I was involved in a show called “Awkward Sex and the City” and we would go out of town a lot. On these long trips out of town, I would talk with this comedian whose name is Bobby Hankinson and he loved it. A month later, he called me saying “I’ve been thinking a lot about this idea and, if you don’t mind, I’d like to be involved with it.” I was like “of course!” And he was like “I already wrote the first episode.” He said “magazines are outdated. I think it should be a social media influencer who struggles with herself, her job and her life.” I said “that makes sense.”

And Bobby worked in advertising and he worked with social media influencers for a long time. He’d just recently quit his job. He had so much knowledge into this world. And I have so much knowledge in being hired for things I wasn’t exactly an expert in. That’s what hosting agents would talk to me about all the time; they would use this “work expert.” Bobby and I came together and we wrote the pilot first.

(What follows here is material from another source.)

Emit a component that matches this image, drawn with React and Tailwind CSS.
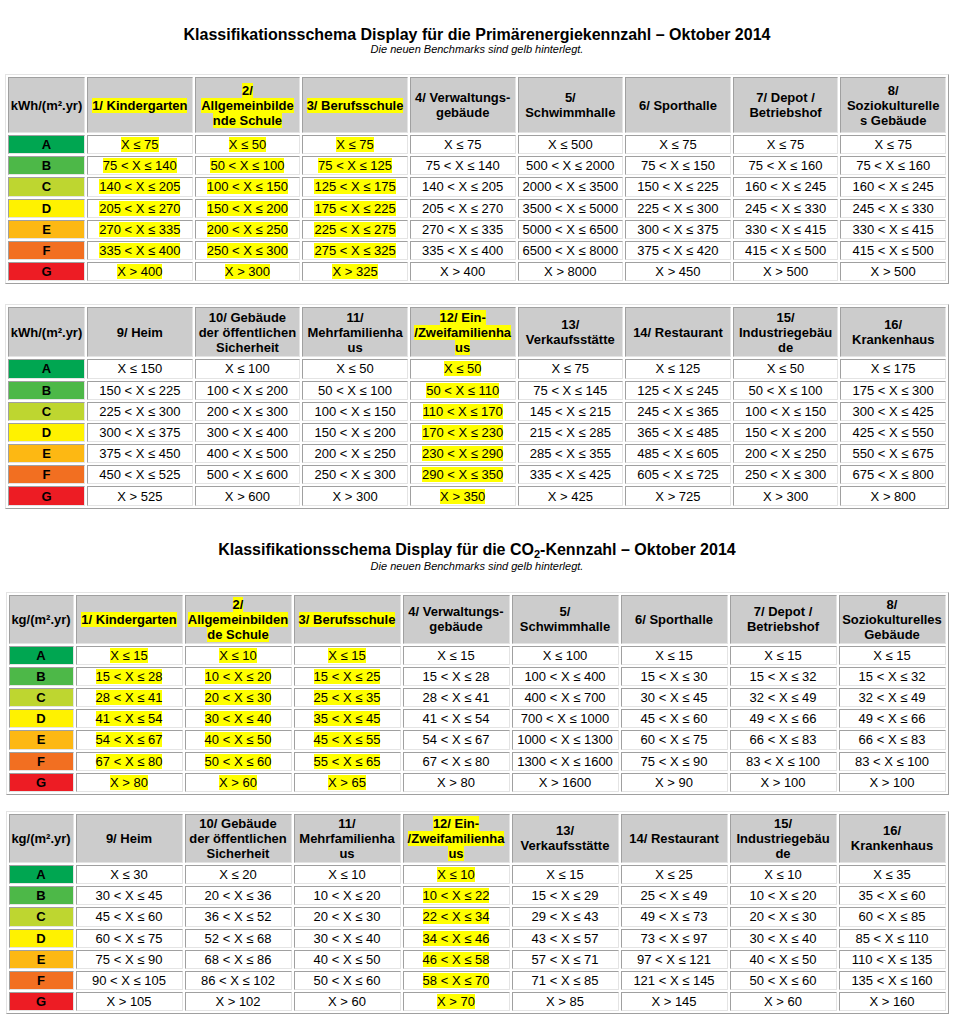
import React from "react";

// grenzwerte -> "X ≤ a", "a < X ≤ b", ..., "X > z"
const r = (...b) => [
  `X ≤ ${b[0]}`,
  ...b.slice(1).map((v, i) => `${b[i]} < X ≤ ${v}`),
  `X > ${b[b.length - 1]}`,
];

const labels = [
  { k: "A", bg: "bg-[#00a651]" },
  { k: "B", bg: "bg-[#4db848]" },
  { k: "C", bg: "bg-[#bed630]" },
  { k: "D", bg: "bg-[#fff200]" },
  { k: "E", bg: "bg-[#fdb813]" },
  { k: "F", bg: "bg-[#f26f21]" },
  { k: "G", bg: "bg-[#ed1c24]" },
];

const tables = [
  {
    unit: "kWh/(m².yr)",
    head: "h-[56px]",
    first: "w-[77px]",
    width: "w-[944px]",
    cols: [
      { h: ["1/ Kindergarten"], hl: true, v: r(75, 140, 205, 270, 335, 400) },
      { h: ["2/", "Allgemeinbilde", "nde Schule"], hl: true, v: r(50, 100, 150, 200, 250, 300) },
      { h: ["3/ Berufsschule"], hl: true, v: r(75, 125, 175, 225, 275, 325) },
      { h: ["4/ Verwaltungs-", "gebäude"], v: r(75, 140, 205, 270, 335, 400) },
      { h: ["5/", "Schwimmhalle"], v: r(500, 2000, 3500, 5000, 6500, 8000) },
      {
        h: ["6/ Sporthalle"],
        v: ["X ≤ 75", "75 < X ≤ 150", "150 < X ≤ 225", "225 < X ≤ 300", "300 < X ≤ 375", "375 < X ≤ 420", "X > 450"],
      },
      { h: ["7/ Depot /", "Betriebshof"], v: r(75, 160, 245, 330, 415, 500) },
      { h: ["8/", "Soziokulturelle", "s Gebäude"], v: r(75, 160, 245, 330, 415, 500) },
    ],
  },
  {
    unit: "kWh/(m².yr)",
    head: "h-[50px]",
    first: "w-[77px]",
    width: "w-[944px]",
    cols: [
      { h: ["9/ Heim"], v: r(150, 225, 300, 375, 450, 525) },
      { h: ["10/ Gebäude", "der öffentlichen", "Sicherheit"], v: r(100, 200, 300, 400, 500, 600) },
      { h: ["11/", "Mehrfamilienha", "us"], v: r(50, 100, 150, 200, 250, 300) },
      { h: ["12/ Ein-", "/Zweifamilienha", "us"], hl: true, v: r(50, 110, 170, 230, 290, 350) },
      {
        h: ["13/", "Verkaufsstätte"],
        v: ["X ≤ 75", "75 < X ≤ 145", "145 < X ≤ 215", "215 < X ≤ 285", "285 < X ≤ 355", "335 < X ≤ 425", "X > 425"],
      },
      { h: ["14/ Restaurant"], v: r(125, 245, 365, 485, 605, 725) },
      { h: ["15/", "Industriegebäu", "de"], v: r(50, 100, 150, 200, 250, 300) },
      { h: ["16/", "Krankenhaus"], v: r(175, 300, 425, 550, 675, 800) },
    ],
  },
  {
    unit: "kg/(m².yr)",
    head: "h-[49px]",
    first: "w-[65px]",
    width: "w-[943px]",
    cols: [
      { h: ["1/ Kindergarten"], hl: true, v: r(15, 28, 41, 54, 67, 80) },
      { h: ["2/", "Allgemeinbilden", "de Schule"], hl: true, v: r(10, 20, 30, 40, 50, 60) },
      { h: ["3/ Berufsschule"], hl: true, v: r(15, 25, 35, 45, 55, 65) },
      { h: ["4/ Verwaltungs-", "gebäude"], v: r(15, 28, 41, 54, 67, 80) },
      { h: ["5/", "Schwimmhalle"], v: r(100, 400, 700, 1000, 1300, 1600) },
      { h: ["6/ Sporthalle"], v: r(15, 30, 45, 60, 75, 90) },
      { h: ["7/ Depot /", "Betriebshof"], v: r(15, 32, 49, 66, 83, 100) },
      { h: ["8/", "Soziokulturelles", "Gebäude"], v: r(15, 32, 49, 66, 83, 100) },
    ],
  },
  {
    unit: "kg/(m².yr)",
    head: "h-[49px]",
    first: "w-[65px]",
    width: "w-[943px]",
    cols: [
      { h: ["9/ Heim"], v: r(30, 45, 60, 75, 90, 105) },
      { h: ["10/ Gebäude", "der öffentlichen", "Sicherheit"], v: r(20, 36, 52, 68, 86, 102) },
      { h: ["11/", "Mehrfamilienha", "us"], v: r(10, 20, 30, 40, 50, 60) },
      { h: ["12/ Ein-", "/Zweifamilienha", "us"], hl: true, v: r(10, 22, 34, 46, 58, 70) },
      { h: ["13/", "Verkaufsstätte"], v: r(15, 29, 43, 57, 71, 85) },
      { h: ["14/ Restaurant"], v: r(25, 49, 73, 97, 121, 145) },
      { h: ["15/", "Industriegebäu", "de"], v: r(10, 20, 30, 40, 50, 60) },
      { h: ["16/", "Krankenhaus"], v: r(35, 60, 85, 110, 135, 160) },
    ],
  },
];

const cell =
  "border border-solid border-t-[#a0a0a0] border-l-[#a0a0a0] border-r-[#e4e4e4] border-b-[#e4e4e4] text-center align-middle px-0 py-0 whitespace-nowrap";

const Lines = ({ lines }) =>
  lines.map((l, i) => (
    <React.Fragment key={i}>
      {i > 0 && <br />}
      {l}
    </React.Fragment>
  ));

const Table = ({ t, className }) => (
  <table
    className={`${t.width} ${className} mx-auto table-fixed border-separate border-spacing-[2px] border border-solid border-t-[#e4e4e4] border-l-[#e4e4e4] border-r-[#a0a0a0] border-b-[#a0a0a0] text-[13px] leading-[15px] text-black`}
  >
    <colgroup>
      <col className={t.first} />
      {t.cols.map((c, i) => (
        <col key={i} />
      ))}
    </colgroup>
    <thead>
      <tr>
        <th className={`${cell} ${t.head} bg-[#cccccc] font-bold`}>{t.unit}</th>
        {t.cols.map((c, i) => (
          <th key={i} className={`${cell} ${t.head} bg-[#cccccc] font-bold`}>
            {c.hl ? (
              <span className="bg-[#ffff00]">
                <Lines lines={c.h} />
              </span>
            ) : (
              <Lines lines={c.h} />
            )}
          </th>
        ))}
      </tr>
    </thead>
    <tbody>
      {labels.map((l, ri) => (
        <tr key={l.k}>
          <td className={`${cell} h-[19.2px] ${l.bg} font-bold`}>{l.k}</td>
          {t.cols.map((c, i) => (
            <td key={i} className={`${cell} h-[19.2px] bg-white`}>
              {c.hl ? <span className="bg-[#ffff00]">{c.v[ri]}</span> : c.v[ri]}
            </td>
          ))}
        </tr>
      ))}
    </tbody>
  </table>
);

const Title = ({ children }) => (
  <div className="text-center text-black">
    <div className="text-[16px] font-bold leading-[17px]">{children}</div>
    <div className="text-[11px] italic leading-[12px]">Die neuen Benchmarks sind gelb hinterlegt.</div>
  </div>
);

export default function App() {
  return (
    <div className="w-[954px] min-h-[1030px] bg-white pt-[26px] font-['Liberation_Sans',Arial,sans-serif]">
      <Title>Klassifikationsschema Display für die Primärenergiekennzahl – Oktober 2014</Title>
      <Table t={tables[0]} className="mt-[19px]" />
      <Table t={tables[1]} className="mt-[20px]" />

      <div className="mt-[32px]">
        <Title>
          Klassifikationsschema Display für die CO
          <span className="relative top-[3px] text-[11px]">2</span>
          -Kennzahl – Oktober 2014
        </Title>
      </div>
      <Table t={tables[2]} className="mt-[20px]" />
      <Table t={tables[3]} className="mt-[16px]" />
    </div>
  );
}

Then it was just a web series. Was that confusing or did that make sense?

It made perfect sense! The premise makes sense because the series is described as “a look behind the Instagram filter.” Even though this girl has all the influencer points for being on social media, she still has to fix up her own life.

Filbin: Yeah! This isn’t so much in the web series but [in the] pilot, she’s all about genuinely trying to help people. In order to get people to go to her blog, – she has all these lifehacks and ways to make you life easier – she kind of has to play the social media game. She has a lot more heart in the pilot (but we had to lose that in the web series). She has to play this game and it’s hard but she doesn’t fight it.

Was it a previous decision to make it cartoony in nature? At some point, when I was watching the few episodes, it was pretty interesting the way she acts when she’s talking to other people and when she’s alone. She’s kind of Tina Fey in 30 Rock and Conan [O’Brien] when he’s playing himself on his show.

Filbin: I love that you just said it’s cartoonish. This was a huge writing process for both Bobby and I. He recently quit his job to work on this. We did write the pilot first and we had never written a pilot before. Or even a web series of this caliber. We went back and forth on tone. We would write some episodes that would be cartoonish. Some would be more in the voice of, let’s say, Girls. We just ignored that there were two different voices because we were so attached to the jokes.

One day we realized we were writing more in [a certain] tone; we describe it more as a Kimmy Schmidt. From the beginning, we loved the idea and the character. We wrote so much. It was clear that we, as comedians, this tone was birthed out of our comedic voices. Once we latched onto that 30 Rock tone, we just ran with it. We erased any jokes that didn’t 100% fit with that tone. We love it!

I love that you said Kimmy Schmidt. It is Kimmy Schmidt-esque wherein she’s this very adorable, loveable character but you kind of want to see her mess up just to see what she gets into.

Filbin: Exactly. Bobby and I both love this kind of comedy. I just really love that we got to write a character that does have a lot of heart and does fail often but gets off the ground. She wakes up in the morning with “I have to do this; I have to do social media.” I think we got to write it in a really fun way.

Something else I noticed, humility is very prevalent. You’re able to make fun of yourself [easily]. When you’re pulling out the shirt in the first episode, and you were trying to hide that it had a stain, you pulled out an iron from a purse and a Taylor Swift coloring book. That’s amazing!

Filbin: I, personally, am big on a lot of visual jokes. I’m an improvisor so my philosophy is show, don’t tell. The idea is humility across the board. Bobby and myself, as comedians, we’re totally comfortable with making fun of ourselves. We’re aware of our flaws. I think it’s fun to see a confident female character make fun of herself but not hate herself. It gave so much allowance for a ton of jokes.

One of my favorite things about the entire show is that they’re simple in nature and self-contained. “Pizza,” for example, is about getting pizza and the issues of getting pizza. You don’t stretch out a three-minute story into thirteen minutes.

Filbin: We worked really hard on that. It was difficult because…I guess in some ways writing the pilot first had a lot of pros and cons. The pros being that we knew this world, this character and that we knew how to tell a story. The cons were we now had to tell the story in three to seven minutes instead of twenty two minutes. We worked really very hard. We did a ton of rewrites.

Our director, Kate Riley, really acted as a writing coach as well. It’s funny you brought up “Pizza” because we wrote it and the description was a paragraph: “A girl who wants pizza tricks a guy into thinking he’s going home with her in order to get the pizza.” There’s not a lot of dialogue. We almost focus grouped it when we had a very rough edit of that episode. A lot of people didn’t understand it; it didn’t transfer from the paper to the small screen. That was the one we edited the most. We had to change all the voiceovers. We did a lot to that episode just to make the point very simple and clear.